Debuting this month, and so new it doesn't have a name as of this writing, is a new duty belt that looks like leather, but is actually a weather- proof, scuff resistant polymer. It will be offered in plain or basketweave. Hard-molded accessories will also be available in the new material. Said Gould, "The belt has a special backing, and won't crush or roll but flex and conform to the body. It's so flexible, you can actually freeze it and then tie it into a knot."

The company also offers Phoenix Advantage-Plus belts in abrasion- resistant, genuine ballistic nylon.

Don Hume Leather Goods manufactures pure leather products made from cowhide- no laminates. Company representatives Dawnese Harper told POLICE, "The Same Browne is very popular from coast to coast." She added, however, that the Velcro fastner doesn't sell as well as brass nickle buckles.

She said while the company sells mostly black, it does occasionally do special orders of "Sheriff Brown" for certain areas where the dark brown color has been used for years.

Ergonomic Considerations

Several officers who spoke with POLICE said that either they or others they knew had experienced back trouble.

According to Ira Janowitz, PT, CPE, an ergonomics consultant at U.C. San Francisco/ Berkley Ergonomics Program, "The problem of duty belt discomfort is a significant health and safety issue for uniformed personnel nationwide."
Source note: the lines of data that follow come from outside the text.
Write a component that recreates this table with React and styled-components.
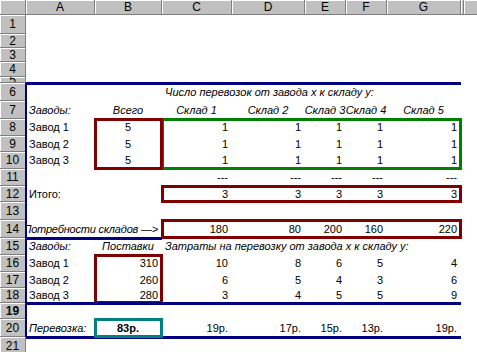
import React from 'react';
import styled, { createGlobalStyle } from 'styled-components';

const GlobalStyle = createGlobalStyle`
  html, body {
    margin: 0;
    padding: 0;
    background: #fff;
    overflow: hidden;
  }
  body {
    font-family: "Liberation Sans", Arial, sans-serif;
  }
`;

// column widths: row header, A..G, hidden H, I
const COLS = [26, 69, 67, 70, 73, 41, 41, 74, 3, 40];
// header + rows 1..21
const ROWS = [15, 19, 14, 14, 15, 6, 18, 18, 17, 16, 17, 17, 16, 18, 18, 17, 17, 16, 15, 16, 18, 18];
const LETTERS = ['A', 'B', 'C', 'D', 'E', 'F', 'G', '', 'I'];

const NAVY = '#000080';
const BROWN = '#800000';
const GREEN = '#008000';
const TEAL = '#008080';

const Sheet = styled.div`
  display: grid;
  grid-template-columns: ${COLS.map((w) => w + 'px').join(' ')};
  grid-template-rows: ${ROWS.map((h) => h + 'px').join(' ')};
  width: 477px;
  height: 352px;
  overflow: hidden;
  font-size: 11px;
  color: #000;
`;

const Corner = styled.div`
  grid-row: 1;
  grid-column: 1;
  background: #c0c0c0;
  border-right: 1px solid #808080;
  border-bottom: 1px solid #808080;
  box-shadow: inset 1px 1px 0 #fff;
`;

const ColHead = styled.div`
  grid-row: 1;
  grid-column: ${(p) => p.$c + 1};
  background: #c0c0c0;
  border-right: 1px solid #808080;
  border-bottom: 1px solid #808080;
  box-shadow: inset 1px 1px 0 #fff;
  display: flex;
  align-items: center;
  justify-content: center;
  font-size: 12px;
  line-height: 14px;
  overflow: hidden;
`;

const RowHead = styled.div`
  grid-row: ${(p) => p.$r + 1};
  grid-column: 1;
  background: #c0c0c0;
  border-right: 1px solid #808080;
  border-bottom: 1px solid #808080;
  box-shadow: inset 1px 1px 0 #fff;
  display: flex;
  align-items: center;
  justify-content: center;
  font-size: 12px;
  line-height: 14px;
  font-weight: ${(p) => (p.$bold ? 700 : 400)};
  overflow: hidden;
`;

const Cell = styled.div`
  grid-row: ${(p) => p.$r + 1};
  grid-column: ${(p) => p.$c + 1} / span ${(p) => p.$span || 1};
  display: flex;
  align-items: center;
  justify-content: ${(p) =>
    p.$align === 'right' ? 'flex-end' : p.$align === 'center' ? 'center' : 'flex-start'};
  padding: 0 4px 0 3px;
  white-space: nowrap;
  font-style: ${(p) => (p.$italic ? 'italic' : 'normal')};
  font-weight: ${(p) => (p.$bold ? 700 : 400)};
  overflow: ${(p) => (p.$clip ? 'hidden' : 'visible')};
  letter-spacing: ${(p) => (p.$clip ? '-0.2px' : 'normal')};
  line-height: 13px;
`;

const Frame = styled.div`
  grid-row: ${(p) => p.$r1 + 1} / ${(p) => p.$r2 + 2};
  grid-column: ${(p) => p.$c1 + 1} / ${(p) => p.$c2 + 2};
  border: 3px solid ${(p) => p.$color};
  margin: -1px;
  pointer-events: none;
`;

const Rule = styled.div`
  grid-row: ${(p) => p.$r + 1};
  grid-column: ${(p) => p.$c1 + 1} / ${(p) => p.$c2 + 2};
  align-self: start;
  height: 3px;
  margin-top: -1px;
  background: ${NAVY};
`;

const SideRule = styled.div`
  grid-row: 7 / 22;
  grid-column: 2;
  justify-self: start;
  width: 2px;
  margin-left: -1px;
  background: ${NAVY};
`;

const plants = [
  { name: 'Завод 1', supply: 310, cost: [10, 8, 6, 5, 4] },
  { name: 'Завод 2', supply: 260, cost: [6, 5, 4, 3, 6] },
  { name: 'Завод 3', supply: 280, cost: [3, 4, 5, 5, 9] },
];
const demand = [180, 80, 200, 160, 220];
const totals = [3, 3, 3, 3, 3];
const costs = ['19р.', '17р.', '15р.', '13р.', '19р.'];

const App = () => (
  <>
    <GlobalStyle />
    <Sheet>
      <Corner />
      {LETTERS.map((l, i) => (
        <ColHead key={i} $c={i + 1}>
          {l}
        </ColHead>
      ))}
      {Array.from({ length: 21 }, (_, i) => (
        <RowHead key={i} $r={i + 1} $bold={i + 1 === 19}>
          {i + 1}
        </RowHead>
      ))}

      <Cell $r={6} $c={3} $span={5} $italic>
        Число перевозок от завода x к складу y:
      </Cell>

      <Cell $r={7} $c={1} $italic>Заводы:</Cell>
      <Cell $r={7} $c={2} $italic $align="center">Всего</Cell>
      {[1, 2, 3, 4, 5].map((n) => (
        <Cell key={n} $r={7} $c={n + 2} $italic $align="center">
          Склад {n}
        </Cell>
      ))}

      {plants.map((p, i) => (
        <React.Fragment key={p.name}>
          <Cell $r={8 + i} $c={1}>{p.name}</Cell>
          <Cell $r={8 + i} $c={2} $align="center">5</Cell>
          {[0, 1, 2, 3, 4].map((j) => (
            <Cell key={j} $r={8 + i} $c={3 + j} $align="right">1</Cell>
          ))}
        </React.Fragment>
      ))}

      {totals.map((v, j) => (
        <Cell key={'d' + j} $r={11} $c={3 + j} $align="right">---</Cell>
      ))}

      <Cell $r={12} $c={1}>Итого:</Cell>
      {totals.map((v, j) => (
        <Cell key={'t' + j} $r={12} $c={3 + j} $align="right">{v}</Cell>
      ))}

      <Cell $r={14} $c={1} $span={2} $italic $align="right" $clip>
        Потребности складов —&gt;
      </Cell>
      {demand.map((v, j) => (
        <Cell key={'n' + j} $r={14} $c={3 + j} $align="right">{v}</Cell>
      ))}

      <Cell $r={15} $c={1} $italic>Заводы:</Cell>
      <Cell $r={15} $c={2} $italic $align="center">Поставки</Cell>
      <Cell $r={15} $c={3} $span={5} $italic>
        Затраты на перевозку от завода x к складу y:
      </Cell>

      {plants.map((p, i) => (
        <React.Fragment key={'c' + p.name}>
          <Cell $r={16 + i} $c={1}>{p.name}</Cell>
          <Cell $r={16 + i} $c={2} $align="right">{p.supply}</Cell>
          {p.cost.map((v, j) => (
            <Cell key={j} $r={16 + i} $c={3 + j} $align="right">{v}</Cell>
          ))}
        </React.Fragment>
      ))}

      <Cell $r={20} $c={1} $italic>Перевозка:</Cell>
      <Cell $r={20} $c={2} $bold $align="center">83р.</Cell>
      {costs.map((v, j) => (
        <Cell key={'p' + j} $r={20} $c={3 + j} $align="right">{v}</Cell>
      ))}

      <SideRule />
      <Rule $r={6} $c1={1} $c2={7} />
      <Rule $r={15} $c1={1} $c2={2} />
      <Rule $r={21} $c1={1} $c2={7} />

      <Frame $r1={8} $r2={10} $c1={3} $c2={7} $color={GREEN} />
      <Frame $r1={8} $r2={10} $c1={2} $c2={2} $color={BROWN} />
      <Frame $r1={12} $r2={12} $c1={3} $c2={7} $color={BROWN} />
      <Frame $r1={14} $r2={14} $c1={3} $c2={7} $color={BROWN} />
      <Frame $r1={16} $r2={18} $c1={2} $c2={2} $color={BROWN} />
      <Frame $r1={20} $r2={20} $c1={2} $c2={2} $color={TEAL} />

      <Rule $r={19} $c1={1} $c2={7} />
    </Sheet>
  </>
);

export default App;
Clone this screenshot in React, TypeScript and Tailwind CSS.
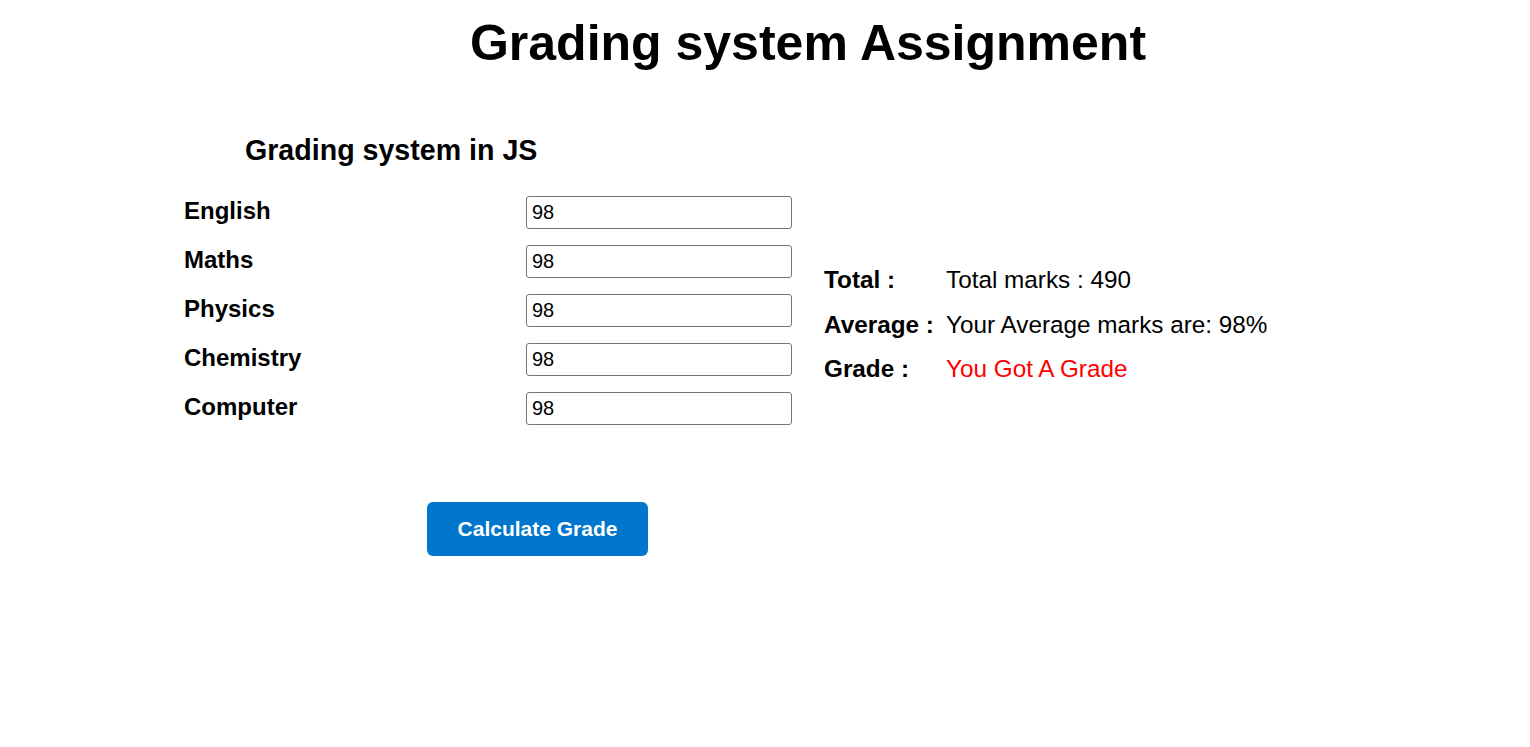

Janowitz, who conducted a study a few years ago, in part on police duty belts, explained that the discomfort is due to pressure placed on the hip, pelvis and lower back and is exacerbated by the belt's edges, the loop or shank between the belt and holster, and the grip of the weapon, especially troublesome when officers are seated in patrol cars.

Other problems cited by Janowitz include weight of the gear on the duty belt, rigidity of the belt and holster system, location and shape of the belt buckle, holster and loop or shank, vertical location of the holster in relation to hip and pelvis and cant of the weapon. Janowitz told POLICE that these problems appear to multiply for women.

Janowitz said that for duty belts critical factors include adjustability, flexibility, width, weight, stability and buckle. He said that traditional Sam Browne belts are less adjustable because of belt hole placement than a nylon belt with a Velcro closure, such as Uncle Mike's Ultra Duty (Nytek) Belt, which, incidentally, came out a winner in the study.

For flexibility, he said, "rounded, padded edges on top and bottom conform to the body and distribute load better."

Study results also indicated that a narrower belt increased officer comfort. As for weight, Janowitz found that a leather duty rig is about 1.3 pounds heavier than a synthetic counterpart. In looking at stability, he discovered that the use of keepers can be a problem, especially for narrow- waisted officers. Because space is at a premium for other types of gear, there may not be room for keepers. A Velcro inner belt eliminates this problem and, according to Janowitz, adds stability. He also found that buckles shorter than the regular 2 7/8- inches high are more comfortable for sitting in the squad car, especially if they have rounded edges.

Janowitz concluded by recommending that officers should be permitted to wear nylon belts as they have several advantages over the traditional Sam Browne.

Safariland's Bill Rogers noted decades of duty belt equipment accumulation as leading up to current potential discomfort. He also cited changes in weaponry as being responsible for adding weight, saying that semi- autos, which many departments have gone to, require officers to carry more magazines.

And the poundage isn't going to disappear. Varro's Nossaman, mentioned the increasing trend toward technology, pointing out that many officers now carry palm-sized computers, smart meters to read VIN numbers on cars, and various types of wireless communications systems- often on their belts along with everything else.

Rogers is working on solutions to this problem of poor fit, in which only the leading edges of a belt come into contact with the body, usually at the hips. This can result in pinching. His invention involves pliable tubing on both edges of the belt that will flex independently with the wearer's body, while also providing a strong platform. The result of his work is scheduled to debut this month at the International Chiefs of Police Conference and Exhibition, in San Diego. But, for a regular Sam Browne, Rogers suggested, "Buy a leather belt. Soak it in warm water over night. Put the equipment on it and go to work- while it's wet." He said that leather belts eventually will fit the body. But nylon never really will.

Of Rogers' wetting technique, Tom Marx cautioned that the construction of the belt should be taken into consideration. He also noted that body shape can change, so this can pose a problem once you have gotten the belt to fit.

Nonetheless, while Safariland sells both leather and nylon, Rogers told POLICE, "Of everything we've tested, leather is best. It I had a choice of nylon and leather, I'd pick leather any day."